►

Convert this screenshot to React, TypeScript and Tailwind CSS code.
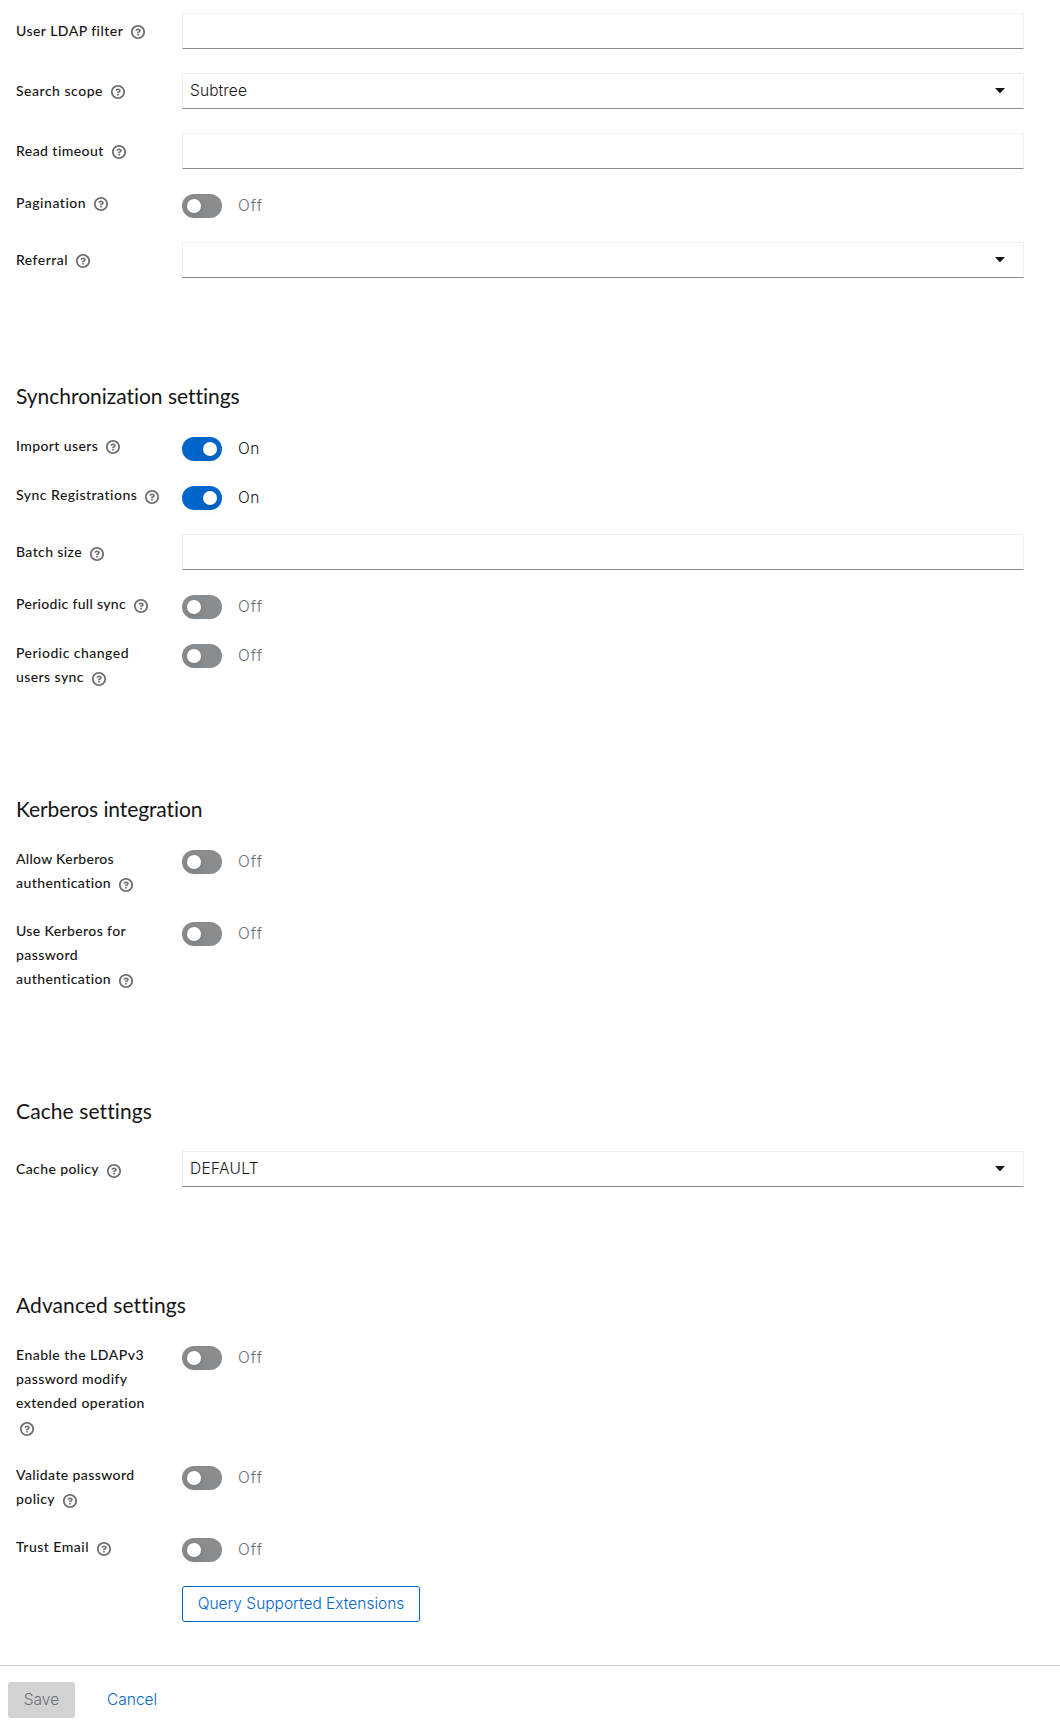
type Line = { text: string; tracking: string };
type Field =
  | { kind: 'input'; label: Line[]; iconTop: string }
  | { kind: 'select'; label: Line[]; iconTop: string; value?: Line }
  | { kind: 'switch'; label: Line[]; iconTop: string; on?: boolean; iconBelow?: boolean };

const HIGH = 'mt-[4px]';
const LOW = 'mt-[5px]';

const searching: Field[] = [
  { kind: 'input', label: [{ text: 'User LDAP filter', tracking: 'tracking-[0.46px]' }], iconTop: HIGH },
  {
    kind: 'select',
    label: [{ text: 'Search scope', tracking: 'tracking-[0.513px]' }],
    iconTop: HIGH,
    value: { text: 'Subtree', tracking: 'tracking-[0.12px]' },
  },
  { kind: 'input', label: [{ text: 'Read timeout', tracking: 'tracking-[0.44px]' }], iconTop: HIGH },
  { kind: 'switch', label: [{ text: 'Pagination', tracking: 'tracking-[0.52px]' }], iconTop: HIGH },
  { kind: 'select', label: [{ text: 'Referral', tracking: 'tracking-[0.459px]' }], iconTop: HIGH },
];

const synchronization: Field[] = [
  { kind: 'switch', on: true, label: [{ text: 'Import users', tracking: 'tracking-[0.39px]' }], iconTop: HIGH },
  { kind: 'switch', on: true, label: [{ text: 'Sync Registrations', tracking: 'tracking-[0.49px]' }], iconTop: LOW },
  { kind: 'input', label: [{ text: 'Batch size', tracking: 'tracking-[0.389px]' }], iconTop: LOW },
  { kind: 'switch', label: [{ text: 'Periodic full sync', tracking: 'tracking-[0.318px]' }], iconTop: LOW },
  {
    kind: 'switch',
    label: [
      { text: 'Periodic changed', tracking: 'tracking-[0.476px]' },
      { text: 'users sync', tracking: 'tracking-[0.422px]' },
    ],
    iconTop: LOW,
  },
];

const kerberos: Field[] = [
  {
    kind: 'switch',
    label: [
      { text: 'Allow Kerberos', tracking: 'tracking-[0.29px]' },
      { text: 'authentication', tracking: 'tracking-[0.42px]' },
    ],
    iconTop: LOW,
  },
  {
    kind: 'switch',
    label: [
      { text: 'Use Kerberos for', tracking: 'tracking-[0.378px]' },
      { text: 'password', tracking: 'tracking-[0.412px]' },
      { text: 'authentication', tracking: 'tracking-[0.42px]' },
    ],
    iconTop: LOW,
  },
];

const cache: Field[] = [
  {
    kind: 'select',
    label: [{ text: 'Cache policy', tracking: 'tracking-[0.387px]' }],
    iconTop: LOW,
    value: { text: 'DEFAULT', tracking: 'tracking-[0.3px]' },
  },
];

const advanced: Field[] = [
  {
    kind: 'switch',
    iconBelow: true,
    label: [
      { text: 'Enable the LDAPv3', tracking: 'tracking-[0.487px]' },
      { text: 'password modify', tracking: 'tracking-[0.417px]' },
      { text: 'extended operation', tracking: 'tracking-[0.45px]' },
    ],
    iconTop: LOW,
  },
  {
    kind: 'switch',
    label: [
      { text: 'Validate password', tracking: 'tracking-[0.401px]' },
      { text: 'policy', tracking: 'tracking-[0.406px]' },
    ],
    iconTop: LOW,
  },
  { kind: 'switch', label: [{ text: 'Trust Email', tracking: 'tracking-[0.486px]' }], iconTop: LOW },
];

function HelpIcon() {
  return (
    <svg width="14" height="14" viewBox="0 0 1024 1024" fill="#6a6e73" className="block">
      <path d="M521.3 576C627.5 576 713.7 502 713.7 413.7C713.7 325.4 627.6 253.6 521.3 253.6C366 253.6 334.5 337.7 329.2 407.2C329.2 414.3 335.2 416 343.5 416L445 416C450.5 416 458 415.5 460.8 406.5C460.8 362.6 582.9 357.1 582.9 413.6C582.9 441.9 556.2 470.9 521.3 473C486.4 475.1 447.3 479.8 447.3 521.7L447.3 553.8C447.3 570.8 456.1 576 472 576L521.3 576M575.3 751.3L575.3 655.3C575.3 646 568 639.3 559.3 639.3L463.3 639.3C454 639.3 447.3 646.5 447.3 655.3L447.3 751.3C447.3 760.5 454.5 767.3 463.3 767.3L559.3 767.3C568.5 767.3 575.3 760 575.3 751.3M512 896C300.2 896 128 723.9 128 512C128 300.3 300.2 128 512 128C723.8 128 896 300.2 896 512C896 723.8 723.7 896 512 896M512.1 0C229.7 0 0 229.8 0 512C0 794.2 229.8 1024 512.1 1024C794.4 1024 1024 794.3 1024 512C1024 229.7 794.4 0 512.1 0" />
    </svg>
  );
}

function Switch({ on }: { on?: boolean }) {
  return (
    <div className="flex items-center pt-px">
      <div
        className={
          on
            ? 'flex h-6 w-10 items-center justify-end rounded-full bg-[#0066cc] px-[5px]'
            : 'flex h-6 w-10 items-center rounded-full bg-[#8a8d90] px-[5px]'
        }
      >
        <span className="size-[14px] rounded-full bg-white shadow-[0_4px_8px_0_rgba(3,3,3,0.12)]" />
      </div>
      <span
        className={
          on
            ? "-mt-px ml-4 font-['Inter'] text-[15.5px] leading-6 font-light tracking-[0.5px] text-[#151515]"
            : "-mt-px ml-4 font-['Inter'] text-[15.5px] leading-6 font-light tracking-[1px] text-[#6a6e73]"
        }
      >
        {on ? 'On' : 'Off'}
      </span>
    </div>
  );
}

function Box({ value, caret }: { value?: Line; caret?: boolean }) {
  return (
    <div className="flex h-9 items-center justify-between border border-[#f0f0f0] border-b-[#8a8d90] bg-white pr-[18px] pl-[7px]">
      <span
        className={`-mt-px font-['Inter'] text-[15.5px] leading-6 font-light text-[#151515] ${value?.tracking ?? ''}`}
      >
        {value?.text}
      </span>
      {caret && (
        <svg width="10" height="5" viewBox="0 0 10 5" fill="#151515" className="-mt-px block">
          <path d="M0 0H10L5.6 4.7Q5 5.2 4.4 4.7Z" />
        </svg>
      )}
    </div>
  );
}

function FormRow({ field }: { field: Field }) {
  const isSwitch = field.kind === 'switch';
  const below = field.kind === 'switch' && field.iconBelow;
  return (
    <div className="grid grid-cols-[166px_842px]">
      <div className={isSwitch ? '' : 'pt-2'}>
        {field.label.map((line, i) => (
          <div key={line.text} className="flex h-6 items-start">
            <span className={`-mt-[2px] text-[14px] leading-6 font-medium whitespace-nowrap text-[#151515] ${line.tracking}`}>
              {line.text}
            </span>
            {!below && i === field.label.length - 1 && (
              <span className={`ml-2 ${field.iconTop}`}>
                <HelpIcon />
              </span>
            )}
          </div>
        ))}
        {below && (
          <div className="flex h-6 items-start">
            <span className={`ml-1 ${field.iconTop}`}>
              <HelpIcon />
            </span>
          </div>
        )}
      </div>
      <div>
        {field.kind === 'switch' && <Switch on={field.on} />}
        {field.kind === 'input' && <Box />}
        {field.kind === 'select' && <Box caret value={field.value} />}
      </div>
    </div>
  );
}

function Section({ title, tracking, fields }: { title?: string; tracking?: string; fields: Field[] }) {
  return (
    <section>
      {title && (
        <h2 className={`-mt-[3px] mb-[27px] h-[26px] text-[21px] leading-[26px] text-[#151515] ${tracking ?? ''}`}>
          {title}
        </h2>
      )}
      <div className="flex flex-col gap-6">
        {fields.map((f) => (
          <FormRow key={f.label[0].text} field={f} />
        ))}
      </div>
    </section>
  );
}

export default function App() {
  return (
    <div className="h-[1723px] w-[1060px] overflow-hidden bg-white font-['Lato',sans-serif]">
      <main className="flex flex-col gap-[108px] px-4 pt-[13px]">
        <Section fields={searching} />
        <Section title="Synchronization settings" tracking="tracking-[-0.03px]" fields={synchronization} />
        <Section title="Kerberos integration" tracking="tracking-[-0.1px]" fields={kerberos} />
        <Section title="Cache settings" tracking="tracking-[0.1px]" fields={cache} />
        <Section title="Advanced settings" tracking="tracking-[0.08px]" fields={advanced} />
      </main>
      <button className="mt-6 ml-[182px] flex h-9 w-[238px] items-center justify-center rounded-[3px] border border-[#0066cc] pb-px font-['Inter'] text-[15.5px] leading-6 font-light whitespace-nowrap text-[#0066cc]">
        Query Supported Extensions
      </button>
      <footer className="mt-[43px] flex border-t border-[#d2d2d2] px-2 pt-4 font-['Inter'] text-[15.5px] leading-6 font-light">
        <button className="h-9 w-[67px] rounded-[3px] bg-[#d2d2d2] pb-px text-[#6a6e73]">Save</button>
        <button className="ml-4 h-9 px-4 pb-px text-[#0066cc]">Cancel</button>
      </footer>
    </div>
  );
}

◄

• **Set task**
From the first line of the material down to the line containing "const LOW = 'mt-[5px]';", inclusive, return each line exactly, skipping any picture.

• **Answer to the task**
Convert this screenshot to React, TypeScript and Tailwind CSS code.
type Line = { text: string; tracking: string };
type Field =
  | { kind: 'input'; label: Line[]; iconTop: string }
  | { kind: 'select'; label: Line[]; iconTop: string; value?: Line }
  | { kind: 'switch'; label: Line[]; iconTop: string; on?: boolean; iconBelow?: boolean };

const HIGH = 'mt-[4px]';
const LOW = 'mt-[5px]';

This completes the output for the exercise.